Our society tends to have a short-term mindset. This results in damage to people and to the environment, and investments which put short-term profits ahead of long-term success.
This is not good for building sustainable business. And much evidence seems to show that it is not good for investors either, as they are subjected to ‘boom and bust’ cycles based on a quest for high returns. This leads to risk-taking that ultimately undermines the system.
So encouraging long-term thinking in financial markets is crucial to the shift towards a more sustainable economy and society.
Forum for the Future’s research and recommendations:
In July 2011, Forum for the Future launched Overcoming the Barriers to Long-term thinking in Financial Markets, a report funded by Friends Provident Foundation. You can download the full report here and the executive summary here.
The report analyses the reasons why short-term thinking is so entrenched and makes recommendations on specific action that companies, asset managers and investor can take now to change this. It involved research into the behaviours, structures and incentives that reinforce short-termism within the economy and the current initiatives in this area.

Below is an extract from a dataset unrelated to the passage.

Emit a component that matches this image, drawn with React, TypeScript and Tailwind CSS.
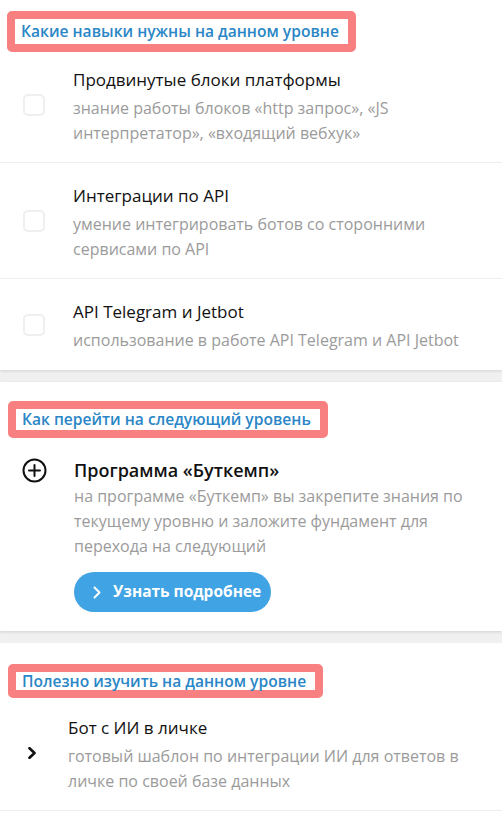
import React from "react";

const font = { fontFamily: '"Open Sans", "Noto Sans", sans-serif' };

function Heading({ text, lead }: { text: string; lead: string }) {
  return (
    <div className="inline-block border-[8px] border-[#f88080] rounded-[5px]">
      <div className={`bg-white pl-[6px] pr-[9px] text-[15.6px] font-semibold text-[#2a86c6] ${lead}`}>{text}</div>
    </div>
  );
}

function Check() {
  return <div className="w-[22px] h-[22px] shrink-0 rounded-[5px] border-2 border-[#efefef] bg-white" />;
}

function SkillItem({ title, desc, last }: { title: string; desc: string; last?: boolean }) {
  return (
    <div className={`flex items-center pl-[23px] pr-[20px] ${last ? "" : "border-b border-[#efefef]"}`}>
      <Check />
      <div className={`ml-[28px] pt-5 ${last ? "pb-[17px]" : "pb-[16px]"}`}>
        <div className="text-[17px] leading-[26px] text-[#111]">{title}</div>
        <div className="mt-[3px] text-[16px] leading-[25px] text-[#9b9b9b]">{desc}</div>
      </div>
    </div>
  );
}

export default function App() {
  return (
    <div className="w-[502px] min-h-[827px] bg-[#f0f0f0]" style={font}>
      <section className="bg-white shadow-[0_1px_3px_rgba(0,0,0,0.13)]">
        <div className="h-[47px] pt-[11px] pl-[7px]">
          <Heading text="Какие навыки нужны на данном уровне" lead="leading-[25px]" />
        </div>
        <SkillItem
          title="Продвинутые блоки платформы"
          desc="знание работы блоков «http запрос», «JS интерпретатор», «входящий вебхук»"
        />
        <SkillItem title="Интеграции по API" desc="умение интегрировать ботов со сторонними сервисами по API" />
        <SkillItem title="API Telegram и Jetbot" desc="использование в работе API Telegram и API Jetbot" last />
      </section>

      <section className="mt-[12px] bg-white shadow-[0_1px_3px_rgba(0,0,0,0.13)]">
        <div className="h-[55px] pt-[19px] pl-[8px]">
          <Heading text="Как перейти на следующий уровень" lead="leading-[21px]" />
        </div>
        <div className="flex pl-[22px] pr-[20px] pt-5 pb-[19px]">
          <svg width="25" height="25" viewBox="0 0 25 25" className="shrink-0 mt-[1px]">
            <circle cx="12.5" cy="12.5" r="11" fill="none" stroke="#111" strokeWidth="2" />
            <path d="M12.5 7v11M7 12.5h11" stroke="#111" strokeWidth="2" strokeLinecap="round" />
          </svg>
          <div className="ml-[27px]">
            <div className="text-[18px] leading-[26px] font-semibold text-[#111]">Программа «Буткемп»</div>
            <div className="mt-[1px] text-[16px] leading-[25px] text-[#9b9b9b]">
              на программе «Буткемп» вы закрепите знания по текущему уровню и заложите фундамент для перехода на следующий
            </div>
            <button className="mt-[13px] h-[40px] w-[197px] rounded-full bg-[#40a3e3] flex items-center pl-[19px] text-white text-[15.5px] font-bold">
              <svg width="8" height="13" viewBox="0 0 8 13" className="mr-[12px]">
                <path d="M1.5 1.5l5 5-5 5" fill="none" stroke="#fff" strokeWidth="2" strokeLinecap="round" strokeLinejoin="round" />
              </svg>
              Узнать подробнее
            </button>
          </div>
        </div>
      </section>

      <section className="mt-[12px] bg-white">
        <div className="h-[52px] pt-[21px] pl-[8px]">
          <Heading text="Полезно изучить на данном уровне" lead="leading-[18px]" />
        </div>
        <div className="flex items-center pl-[28px] pr-[20px] border-b border-[#efefef]">
          <svg width="9" height="12" viewBox="0 0 9 12" className="shrink-0">
            <path d="M1.5 1.2l5 4.8-5 4.8" fill="none" stroke="#111" strokeWidth="2.6" strokeLinecap="round" strokeLinejoin="round" />
          </svg>
          <div className="ml-[31px] pt-5 pb-[16px]">
            <div className="text-[17px] leading-[26px] text-[#111]">Бот с ИИ в личке</div>
            <div className="mt-[3px] text-[16px] leading-[25px] text-[#9b9b9b]">
              готовый шаблон по интеграции ИИ для ответов в личке по своей базе данных
            </div>
          </div>
        </div>
        <div className="h-[40px]" />
      </section>
    </div>
  );
}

Our research identified three key areas where first steps could generate the most momentum:
We aim to build on this work by working with a range of organisations to implement the actions recommended in the report, and to gather and highlight best practice. We are keen to involve a range of interested organisations and individuals in this project, in the UK and worldwide.

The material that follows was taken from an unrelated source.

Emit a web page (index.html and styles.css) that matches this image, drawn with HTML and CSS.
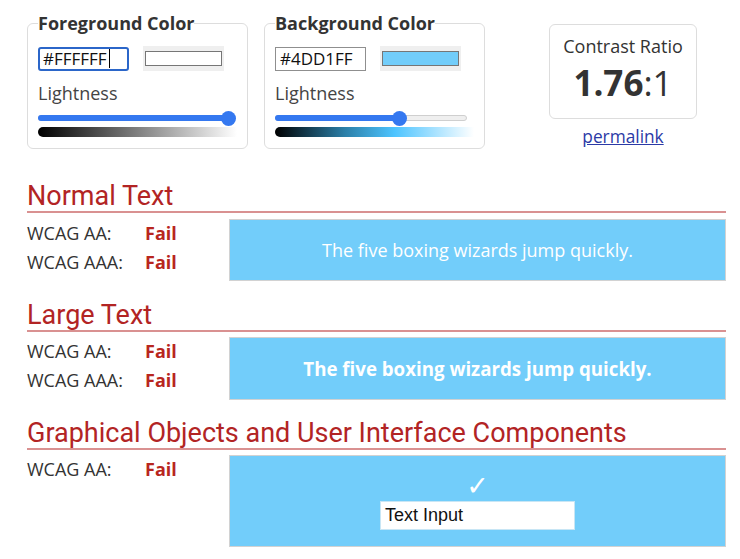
FILE: index.html
```html
<!DOCTYPE html>
<html lang="en">

<head>
    <meta charset="UTF-8">
    <meta name="viewport" content="width=device-width, initial-scale=1.0">
    <title>Contrast Checker</title>
    <link rel="stylesheet" href="styles.css">
</head>

<body>
    <div class="page">
        <div class="pickers">
            <fieldset class="picker">
                <legend>Foreground Color</legend>
                <div class="picker-row">
                    <div class="hex-input focused">#FFFFFF<span class="caret"></span></div>
                    <div class="swatch"><span class="swatch-color fg-color"></span></div>
                </div>
                <div class="picker-label">Lightness</div>
                <div class="slider">
                    <div class="slider-fill" style="width: 100%"></div>
                    <div class="slider-thumb" style="left: 100%"></div>
                </div>
                <div class="gradient fg-gradient"></div>
            </fieldset>

            <fieldset class="picker">
                <legend>Background Color</legend>
                <div class="picker-row">
                    <div class="hex-input">#4DD1FF</div>
                    <div class="swatch"><span class="swatch-color bg-color"></span></div>
                </div>
                <div class="picker-label">Lightness</div>
                <div class="slider">
                    <div class="slider-fill" style="width: 65%"></div>
                    <div class="slider-thumb" style="left: 65%"></div>
                </div>
                <div class="gradient bg-gradient"></div>
            </fieldset>

            <div class="ratio">
                <div class="ratio-box">
                    <div class="ratio-title">Contrast Ratio</div>
                    <div class="ratio-value"><b>1.76</b>:1</div>
                </div>
                <a class="permalink" href="#">permalink</a>
            </div>
        </div>

        <section class="result normal">
            <h2>Normal Text</h2>
            <div class="result-body">
                <div class="checks">
                    <div class="check"><span class="level">WCAG AA:</span><span class="fail">Fail</span></div>
                    <div class="check"><span class="level">WCAG AAA:</span><span class="fail">Fail</span></div>
                </div>
                <div class="sample normal-sample">The five boxing wizards jump quickly.</div>
            </div>
        </section>

        <section class="result large">
            <h2>Large Text</h2>
            <div class="result-body">
                <div class="checks">
                    <div class="check"><span class="level">WCAG AA:</span><span class="fail">Fail</span></div>
                    <div class="check"><span class="level">WCAG AAA:</span><span class="fail">Fail</span></div>
                </div>
                <div class="sample large-sample">The five boxing wizards jump quickly.</div>
            </div>
        </section>

        <section class="result graphical">
            <h2>Graphical Objects and User Interface Components</h2>
            <div class="result-body">
                <div class="checks">
                    <div class="check"><span class="level">WCAG AA:</span><span class="fail">Fail</span></div>
                </div>
                <div class="sample ui-sample">
                    <span class="tick">&#10003;</span>
                    <div class="text-input">Text Input</div>
                </div>
            </div>
        </section>
    </div>
</body>

</html>
```

FILE: styles.css
```css
* {
    box-sizing: border-box;
}

body {
    margin: 0;
    font-family: "Open Sans", sans-serif;
    color: #333;
    background: #fff;
}

.page {
    width: 699px;
    margin-left: 27px;
}

/* pickers */
.pickers {
    display: flex;
    align-items: flex-start;
}

.picker {
    width: 221px;
    margin: 12px 16px 0 0;
    padding: 11px 10px 11px 10px;
    border: 1px solid #ddd;
    border-radius: 6px;
}

.picker legend {
    padding: 0;
    font-size: 18px;
    font-weight: bold;
    line-height: 23px;
    color: #333;
}

.picker-row {
    display: flex;
    align-items: center;
    gap: 14px;
}

.hex-input {
    width: 91px;
    height: 24px;
    padding: 0 4px;
    border: 1px solid #8f8f8f;
    font-size: 17px;
    line-height: 22px;
    color: #111;
    display: flex;
    align-items: center;
}

.hex-input.focused {
    border: 2px solid #2b66c9;
    border-radius: 3px;
    padding: 0 3px;
}

.caret {
    display: inline-block;
    width: 1px;
    height: 19px;
    margin-left: 2px;
    background: #000;
}

.swatch {
    width: 81px;
    height: 25px;
    padding: 5px 2px;
    background: #efefef;
}

.swatch-color {
    display: block;
    height: 15px;
    border: 1px solid #767676;
}

.fg-color {
    background: #fff;
}

.bg-color {
    background: #72cdfa;
}

.picker-label {
    margin-top: 9px;
    font-size: 18px;
    line-height: 26px;
    color: #444;
}

.slider {
    position: relative;
    height: 6px;
    margin: 9px 7px 0 0;
    border: 1px solid #cfcfcf;
    border-radius: 3px;
    background: #efefef;
}

.slider-fill {
    margin: -1px 0 0 -1px;
    height: 6px;
    border-radius: 3px;
    background: #3478f0;
}

.slider-thumb {
    position: absolute;
    top: 50%;
    width: 15px;
    height: 15px;
    margin: -7.5px 0 0 -8px;
    border-radius: 50%;
    background: #3478f0;
}

.gradient {
    height: 10px;
    margin-top: 6px;
    border-radius: 5px 0 0 5px;
}

.fg-gradient {
    background: linear-gradient(to right, #000, #fff);
}

.bg-gradient {
    background: linear-gradient(to right, #000, #2b7fa8 35%, #4dc4ff 60%, #fff);
}

/* ratio */
.ratio {
    width: 148px;
    margin: 24px 0 0 48px;
    text-align: center;
}

.ratio-box {
    padding: 9px 0 13px;
    border: 1px solid #ddd;
    border-radius: 6px;
}

.ratio-title {
    font-size: 18px;
    line-height: 24px;
}

.ratio-value {
    margin-top: 3px;
    font-size: 35px;
    line-height: 44px;
}

.permalink {
    display: inline-block;
    margin-top: 7px;
    font-size: 17.3px;
    line-height: 22px;
    color: #2b3aa6;
}

/* results */
.result h2 {
    margin: 0;
    font-family: Roboto, sans-serif;
    font-size: 27px;
    font-weight: normal;
    line-height: 30px;
    color: #b22424;
    border-bottom: 2px solid #d99191;
}

.normal h2 {
    margin-top: 32px;
}

.large h2 {
    margin-top: 19px;
}

.graphical h2 {
    margin-top: 18px;
}

.result-body {
    display: flex;
    align-items: flex-start;
    margin-top: 6px;
}

.large .result-body,
.graphical .result-body {
    margin-top: 5px;
}

.checks {
    width: 202px;
    flex-shrink: 0;
}

.check {
    display: flex;
    font-size: 18px;
    line-height: 29px;
}

.level {
    width: 118px;
}

.fail {
    font-weight: bold;
    color: #b8261e;
}

.sample {
    flex: 1;
    display: flex;
    flex-direction: column;
    align-items: center;
    justify-content: center;
    border: 1px solid #d2d2d2;
    background: #72cdfa;
    color: #fff;
}

.normal-sample {
    height: 62px;
    font-size: 18px;
}

.large-sample {
    height: 63px;
    font-size: 18.7px;
    font-weight: bold;
}

.ui-sample {
    height: 92px;
}

.tick {
    font-family: "DejaVu Sans", sans-serif;
    font-size: 27px;
    line-height: 26px;
}

.text-input {
    width: 195px;
    height: 29px;
    margin-top: 2px;
    padding: 0 4px;
    border: 1px solid #c8e6f5;
    background: #fff;
    font-family: "Liberation Sans", Arial, sans-serif;
    font-size: 18px;
    line-height: 27px;
    color: #111;
}
```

Please get in touch if you want to get involved or share your perspectives.
“Unilever has been around for 100-plus years. We want to be around for several hundred more years. So if you buy into this long-term value-creation model, which is equitable, which is shared, which is sustainable, then come and invest with us. If you don’t buy into this, I respect you as a human being, but don’t put your money in our company.”
Paul Polman, Unilever, quoted by Henderson (November, 2010)
We are also launching a 2-year project called Practical Innovations for the Long-Term (PILoT). This will involve a group of leading organisations, including investors and companies, implementing practical innovations for the long-term. Each organisation will work on a practical project, helped by expert and tailored support from Forum for the Future. Our PILoT factsheet gives more detail on this.
Please get in touch with Ruth Curran if you would like us to keep you informed or if you would like to get involved in any part of this project.
For details about our wider work with the finance sector, please contact Alice Chapple.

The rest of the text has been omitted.